Di Fabio Sebastiani. Da Controlacrisi.org
Il pasticcio del Jobs act versione Governo rischia di impantanare Renzi. Le dichiarazioni del ministro Poletti sull’esclusione, nemmeno troppo convinta a dire la verità, degli statali, ottiene l’effetto della benzina sul fuoco. Ncd, Fi e Sc da un a parte che accusano l’esecutivo di avere “poco coraggio” e di essere ostaggio delle correnti interne al Pd e, dall’altra un pezzo, solo un pezzo di Pd che difende il premier. L’altro pezzo, l’opposizione, a sua volta divisa, pena addirittura al referendum. Il punto per Damiano e gli altri sono i licenziamenti collettivi e l’esiguità degli indennizzi. Il “Sole 24 ore” mette in evidenza come a questo punto si creano tre procedure per il trattamento dei licenziamenti: sub legge Fornero, sub Jobs act e statali. Un guazzabuglio che di fatto ottiene il risultato contrario di quello previsto dallo stesso Renzi che voleva armonizzare le regole dissipando la frattura tra occupati stabili e precari.

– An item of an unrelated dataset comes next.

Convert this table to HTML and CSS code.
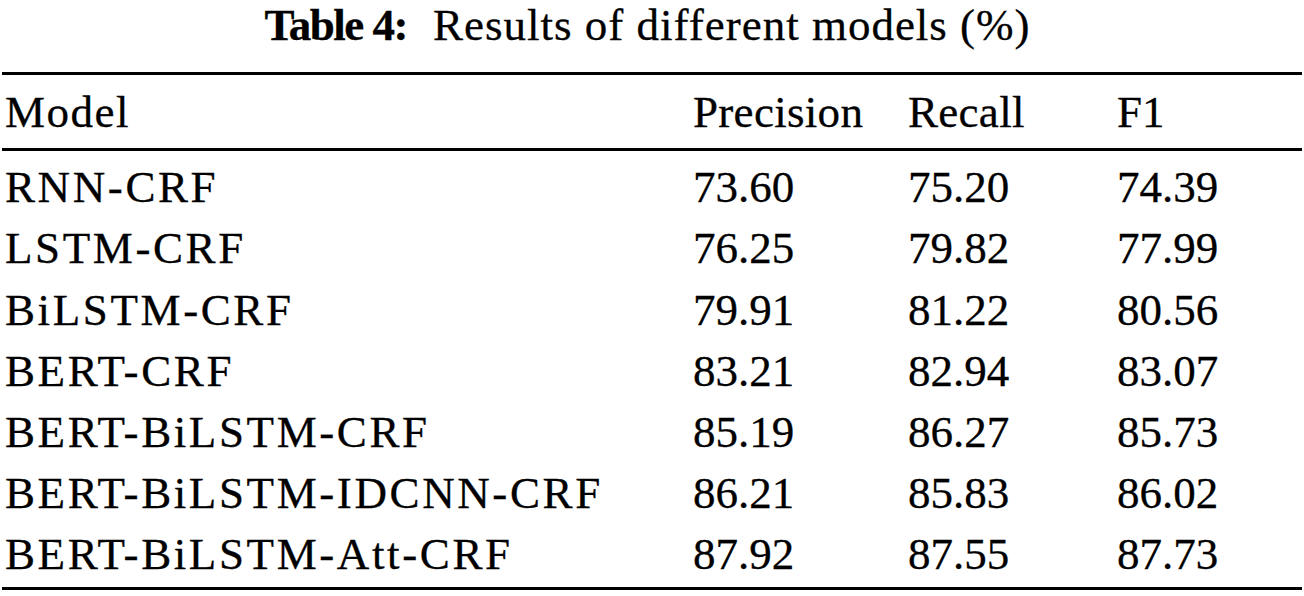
FILE: index.html
```html
<!DOCTYPE html>
<html>
<head>
<meta charset="utf-8">
<link rel="stylesheet" href="styles.css">
</head>
<body>
<div class="page">
  <div class="caption"><b class="cap-label">Table 4:</b><span class="cap-text">Results of different models (%)</span></div>
  <div class="table">
    <div class="row head">
      <div class="cell first head-model">Model</div>
      <div class="cell head-word">Precision</div>
      <div class="cell head-word">Recall</div>
      <div class="cell">F1</div>
    </div>
    <div class="body">
      <div class="row"><div class="cell first">RNN-CRF</div><div class="cell">73.60</div><div class="cell">75.20</div><div class="cell">74.39</div></div>
      <div class="row"><div class="cell first">LSTM-CRF</div><div class="cell">76.25</div><div class="cell">79.82</div><div class="cell">77.99</div></div>
      <div class="row"><div class="cell first">BiLSTM-CRF</div><div class="cell">79.91</div><div class="cell">81.22</div><div class="cell">80.56</div></div>
      <div class="row"><div class="cell first">BERT-CRF</div><div class="cell">83.21</div><div class="cell">82.94</div><div class="cell">83.07</div></div>
      <div class="row"><div class="cell first">BERT-BiLSTM-CRF</div><div class="cell">85.19</div><div class="cell">86.27</div><div class="cell">85.73</div></div>
      <div class="row"><div class="cell first">BERT-BiLSTM-IDCNN-CRF</div><div class="cell">86.21</div><div class="cell">85.83</div><div class="cell">86.02</div></div>
      <div class="row"><div class="cell first">BERT-BiLSTM-Att-CRF</div><div class="cell">87.92</div><div class="cell">87.55</div><div class="cell">87.73</div></div>
    </div>
  </div>
</div>
</body>
</html>
```
FILE: styles.css
```css
html, body {
  margin: 0;
  padding: 0;
  background: #ffffff;
}
body {
  font-family: "Liberation Serif", "Times New Roman", serif;
  color: #000;
  width: 1304px;
  height: 596px;
  overflow: hidden;
}
.page {
  padding: 0 2px;
}
.caption {
  display: flex;
  justify-content: center;
  align-items: baseline;
  gap: 26px;
  font-size: 45px;
  line-height: 50px;
  height: 72px;
  white-space: nowrap;
  padding-right: 9px;
  -webkit-text-stroke: 0.3px #000;
}
.cap-label {
  font-weight: bold;
  font-size: 45px;
  letter-spacing: -1.5px;
}
.cap-text {
  letter-spacing: 1px;
}
.table {
  border-top: 3px solid #000;
  border-bottom: 3px solid #000;
  font-size: 45px;
  -webkit-text-stroke: 0.3px #000;
}
.row {
  display: grid;
  grid-template-columns: 691px 215px 209px 1fr;
  line-height: 61.2px;
  white-space: nowrap;
}
.head {
  padding-top: 7px;
  padding-bottom: 5px;
  border-bottom: 3px solid #000;
}
.body {
  padding-top: 6px;
  padding-bottom: 1px;
}
.cell.first {
  padding-left: 3px;
  letter-spacing: 2.6px;
}
.cell.head-model {
  letter-spacing: 1.5px;
}
.cell.head-word {
  letter-spacing: 0.3px;
}
```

Sul piano politico anche tra le varie articolazioni delle opposizioni interne al Pd ci sono forti divisioni. “Ora, lo dico senza polemica: questo giro di dichiarazioni per me è incomprensibile – dice Pippo Civati -. Se si era così preoccupati, si potevano raccogliere le firme di centinaia di parlamentari per evitare che il Jobs Act contenesse le norme sui licenziamenti facili e sul demansionamento prima di arrivare alla discussione alle Camere, come avevo proposto. E, invece, si è preferito trattare, poi mediare, poi posizionarsi, poi condividere con preoccupazione, poi preoccuparsi per la condivisione. Il problema non è tra correnti del Pd, è con la realtà delle cose”. Civati fa notare che prima il capogruppo del Pd (Cesare Damiano) prendeva in giro Sacconi (“che in realtà secondo me è molto soddisfatto”), ora chiede le modifiche al decreto del governo. Chi ha votato a favore parla di “lesione costituzionale”. Chi ha prodotto la mediazione parla di eccesso di delega, spiega Civati, che poi ironizza: “Pare che sia nata una nuova corrente: quella dei “trattativisti”, che sperano di cambiare il testo di Poletti, dopo avere accolto con favore le notizie che provenivano da Palazzo Chigi solo qualche ora fa. Poletti li ha già ‘rassicurati’: non si cambia una virgola. Va bene così”. Sembra la sceneggiatura di una piece del teatro dell’assurdo. Intanto, la discussione si sposta sull’opportunità o meno di licenziare collettivamente anche gli statali. Anche se Michele Gentile, della Cgil, fa notare come in realtà ciò già sarebbe possibile con le norme introdotte da Fornero, è chiaro che il segnale non potrà non avere il suo peso in questa fase in cui si parla dei circa undicimila esuberi tra i dipendenti delle Province. Pietro Ichino, convinto assertore dell’inclusione dei dipendenti pubblici nel testo del Jobs act ricorda che il Governo aveva licenziato un testo in cui questo punto c’era. “Tredici anni fa – ricorda Ichino – nel Testo Unico sul pubblico impiego si è stabilito che, escluse assunzioni e promozioni, per ogni altro aspetto – salve eccezioni rispondenti a esigenze particolari – il rapporto di pubblico impiego deve essere assoggettato alle stesse regole del rapporto di lavoro privato”.
Sul Jobs act è intervenuto anche il segretario del Prc Paolo Ferrero: “Il premier Matteo Renzi aveva detto che con il Jobs Act voleva abolire l’apartheid dentro il mondo del lavoro. In realtà il Jobs Act è una legge a favore dei padroni, quelli che gli danno i mille euro a cena, contro la classe lavoratrice e colpisce in particolare i giovani nuovi assunti a cui viene tolto ogni diritto“. Con la legge di Renzi, sottolinea ancora Ferrero, “i giovani i diritti non li avranno mai, saranno ricattati tutta la vita. Contro questa legge di classe serve la mobilitazione, lo sciopero generale, il referendum: Renzi si tolga dalla testa che tutto andrà avanti come prima“.